24 April 2012 Jarret Lavallee

Changing the size of a base VMDK when the VM is running on snapshots is a very common issue. The best way to ensure that this does not happen is to check for snapshots before doing any disk operations. To identify if a VM is running on a snapshot, please see VMware Snapshot Troubleshooting.

If you have found yourself in a position where the size of the base disk has been increased when it was running on snapshots, there are a few things that you can try. I would suggest not to modify the original files, as it can lead to losing the data in the snapshots.

Snapshots will be invalidated if the parent disk is modified. This is because a snapshot is a list of changes that have occured since the snapshot was taken. If the starting point is changed, we cannot gurantee that the changes are valid. The host should throw a “Parent disk modified” error, as the parent disk of the snapshot has been modified.

If you have increased the partiton/filesystem in the guest operating system you may be out of luck. It should not hurt to try the steps below, but if they do not work VMware will not be able to recover data in the snapshots. If this is the case, the data is not necessarily lost. Datarecovery companies can recover the data in snapshots. I know that seagate data recovery can pull the data from the snapshots. Others companies may be able to as well. Please do not remove the snapshot files before contacting a data recovery service for a free estimate.

Attempting to revert the geometry

In “Invalid Geometry” we discussed disk geomerty and how to do some basic troubleshooting.

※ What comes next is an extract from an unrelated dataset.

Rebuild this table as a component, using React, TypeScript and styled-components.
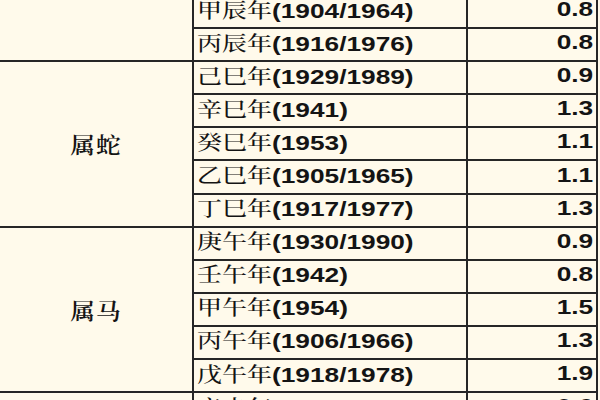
import React from "react";
import styled, { createGlobalStyle } from "styled-components";

type Row = { gz: string; yr: string; v: string };
type Group = { name: string; rows: Row[] };

// the first and last groups are cut by the frame: their labels lie outside it
const groups: Group[] = [
  {
    name: "",
    rows: [
      { gz: "甲辰年", yr: "(1904/1964)", v: "0.8" },
      { gz: "丙辰年", yr: "(1916/1976)", v: "0.8" },
    ],
  },
  {
    name: "属蛇",
    rows: [
      { gz: "己巳年", yr: "(1929/1989)", v: "0.9" },
      { gz: "辛巳年", yr: "(1941)", v: "1.3" },
      { gz: "癸巳年", yr: "(1953)", v: "1.1" },
      { gz: "乙巳年", yr: "(1905/1965)", v: "1.1" },
      { gz: "丁巳年", yr: "(1917/1977)", v: "1.3" },
    ],
  },
  {
    name: "属马",
    rows: [
      { gz: "庚午年", yr: "(1930/1990)", v: "0.9" },
      { gz: "壬午年", yr: "(1942)", v: "0.8" },
      { gz: "甲午年", yr: "(1954)", v: "1.5" },
      { gz: "丙午年", yr: "(1906/1966)", v: "1.3" },
      { gz: "戊午年", yr: "(1918/1978)", v: "1.9" },
    ],
  },
  {
    name: "",
    rows: [{ gz: "辛未年", yr: "(1931/1991)", v: "0.6" }],
  },
];

const GlobalStyle = createGlobalStyle`
  html, body {
    margin: 0;
    padding: 0;
    height: 400px;
    overflow: hidden;
    background: #fffaeb;
  }
`;

const Table = styled.div`
  display: flex;
  flex-direction: column;
  margin-top: -4px;
  width: 598px;
  background: #fffaeb;
  color: #141414;
`;

const GroupGrid = styled.div<{ $rows: number }>`
  display: grid;
  grid-template-columns: 194px 274px 130px;
  grid-template-rows: repeat(${(p) => p.$rows}, 33.1px);
`;

const Cell = styled.div`
  box-sizing: border-box;
  border-right: 2px solid #262626;
  border-bottom: 2px solid #262626;
  display: flex;
  align-items: center;
  overflow: hidden;
  white-space: nowrap;
`;

const LabelCell = styled(Cell)`
  grid-row: 1 / -1;
  grid-column: 1;
  justify-content: center;
`;

const YearCell = styled(Cell)`
  padding: 0 0 5px 3px;
`;

const ValueCell = styled(Cell)`
  justify-content: flex-end;
  padding: 0 3px 5px 0;
`;

const Stretch = styled.span<{ $origin: "left" | "right" }>`
  display: inline-block;
  transform: scaleX(1.25);
  transform-origin: ${(p) => p.$origin};
`;

const LabelText = styled.span`
  display: inline-block;
  font-family: "Noto Serif CJK SC", "Noto Sans CJK SC", serif;
  font-size: 22px;
  font-weight: 600;
  transform: scaleX(1.12);
  letter-spacing: 1px;
`;

const Gz = styled.span`
  font-family: "Noto Serif CJK SC", "Noto Sans CJK SC", serif;
  font-size: 20px;
  font-weight: 500;
`;

const Num = styled.span`
  font-family: "Liberation Sans", Arial, sans-serif;
  font-size: 21px;
  font-weight: 700;
`;

export default function App() {
  return (
    <>
      <GlobalStyle />
      <Table>
        {groups.map((g, i) => (
          <GroupGrid key={i} $rows={g.rows.length}>
            <LabelCell>
              <LabelText>{g.name}</LabelText>
            </LabelCell>
            {g.rows.map((r) => (
              <React.Fragment key={r.gz}>
                <YearCell>
                  <Stretch $origin="left">
                    <Gz>{r.gz}</Gz>
                    <Num>{r.yr}</Num>
                  </Stretch>
                </YearCell>
                <ValueCell>
                  <Stretch $origin="right">
                    <Num>{r.v}</Num>
                  </Stretch>
                </ValueCell>
              </React.Fragment>
            ))}
          </GroupGrid>
        ))}
      </Table>
    </>
  );
}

Here we will take the RW value from a snapshot and try to apply it back to the base disk. The important thing is that all operations should be clones. We do not want to modify the origional disks since modifying the origional disks can lead to dataloss.

In this section we are going to try to revert the geometry of the base disk to what it was before, and then try to clone the latest snapshot. If the base disk was not modified, the old geometry will still be valid. If the origional disk has been modified in the guest OS, this may not work.

Before we do anything, we want to make a backup of the descriptors.

The first thing we have to do is figure out what the origional disk size was. In a healthy snapshot chain the snapshots and base disk have the same RW values, so we can pull the RW value from a snapshot to see what it should been on the base disk.

# grep RW sql-000001.vmdk  
RW 16777216 VMFSSPARSE "sql-000001-delta.vmdk"

# grep RW sql.vmdk

RW 108987324 VMFS "sql-flat.vmdk"  

The RW value of the snapshot is less that that of the base disk. We can take the smaller RW value and calculate the number of cylinders from it. A full explanation of this process is in “Invalid Geometry”.

So we now have the new RW and cylinders values for the base disk, so let’s modify the base disk to use these values. Remember that you can use vi to manually make the changes, below we have used sed to illustrate it from the command line.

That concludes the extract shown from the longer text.